'Re: Regex one-liner to find several multi-line blocks of text in a single file'

[prev in list] [next in list] [prev in thread] [next in thread] 

List:       perl-beginners
Subject:    Re: Regex one-liner to find several multi-line blocks of text in a single file
From:       Jim Gibson <jimsgibson () gmail ! com>
Date:       2012-11-01 15:08:43
Message-ID: 5588D8B9-8E03-475D-AEC1-D9F790A2B872 () gmail ! com
[Download RAW message or body]


On Nov 1, 2012, at 12:44 AM, Thomas Smith wrote:

> Hi,
> 
> I'm trying to search a file for several matching blocks of text. A sample
> of what I'm searching through is below.
> 
> What I want to do is match "##### START block #####" through to the next
> "##### END block #####" and repeat that throughout the file without
> matching any of the text that falls between each matched block (that is,
> the "ok: some text" lines should not be matched). Here is the one-liner I'm
> using:
> 
> perl -p -e '/^##### START block #####.*##### END block #####$/s' file.txt
> 
> I've tried a few variations of this but with the same result--a match is
> being made from the first "##### START block #####" to the last "##### END
> block #####", and everything in between... I believe that the ".*",
> combined with the "s" modifier, in the regex is causing this match to be
> made.

The '*' is what's called a "greedy" quantifier.
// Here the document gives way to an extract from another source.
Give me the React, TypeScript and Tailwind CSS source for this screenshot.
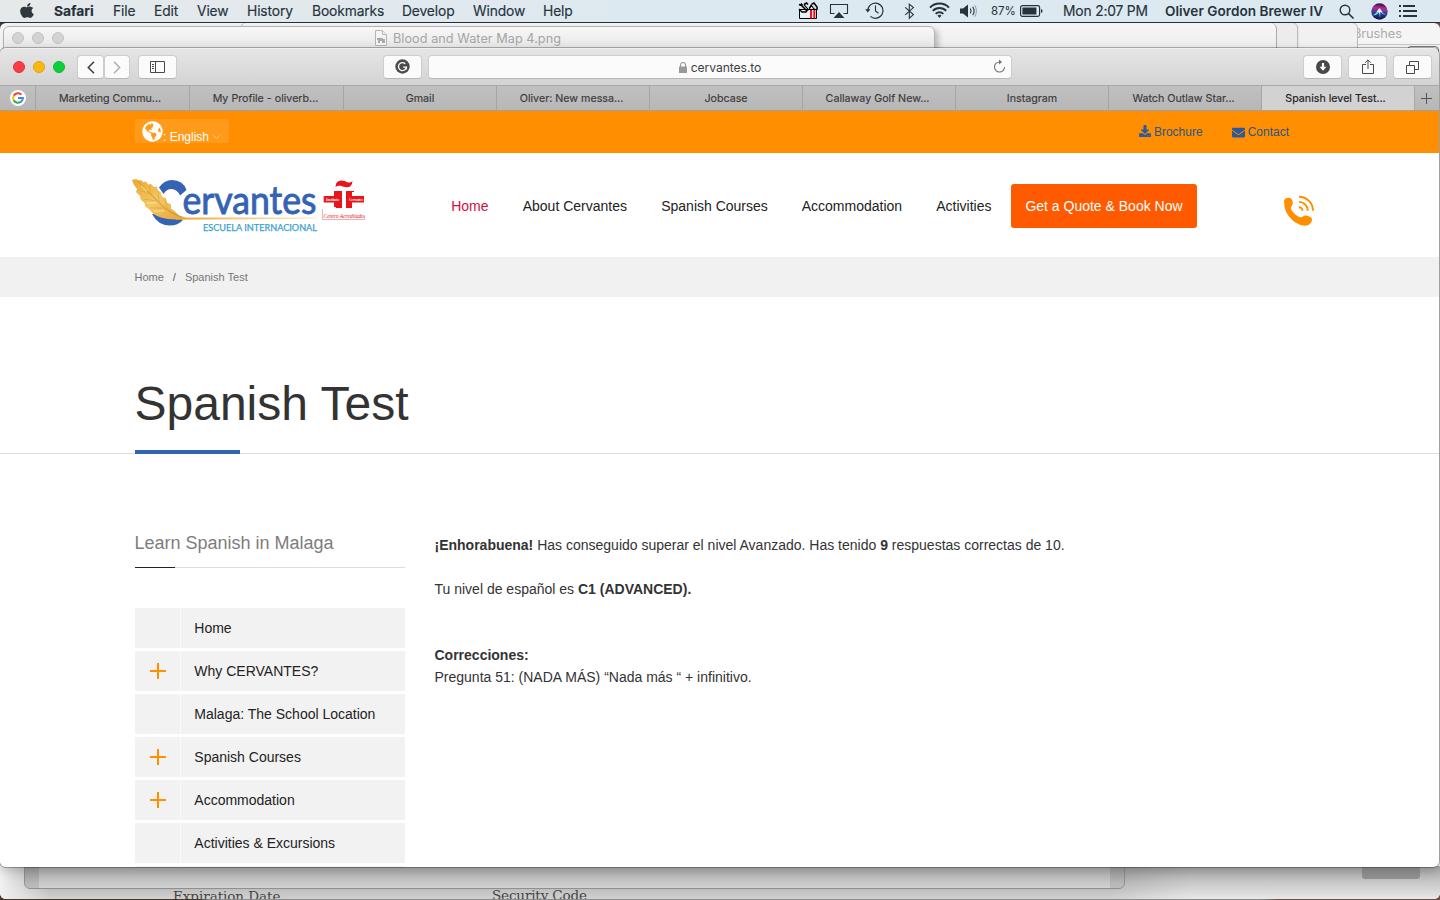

That means it will match as many \
characters in the string as possible. What the regular expression engine does when it \
encounters the pattern '.*' is to immediately match it with as many characters as \
possible. Since your regular expression includes the 's' modifier, this will include \
newlines as well. When the RE engine sees that there are characters in the pattern \
after the '.*', it will start removing characters from the end of the substring \
matched by the '.*' until the subsequent pattern characters are also matched. This \
will continue until there are no characters matched by the '.*'.

The result of all this is that for your pattern, the last '##### END block #####' \
substring is the one that will be matched, and the '.*' pattern will match everything \
between the first '##### START block #####' and the last '##### END block #####'.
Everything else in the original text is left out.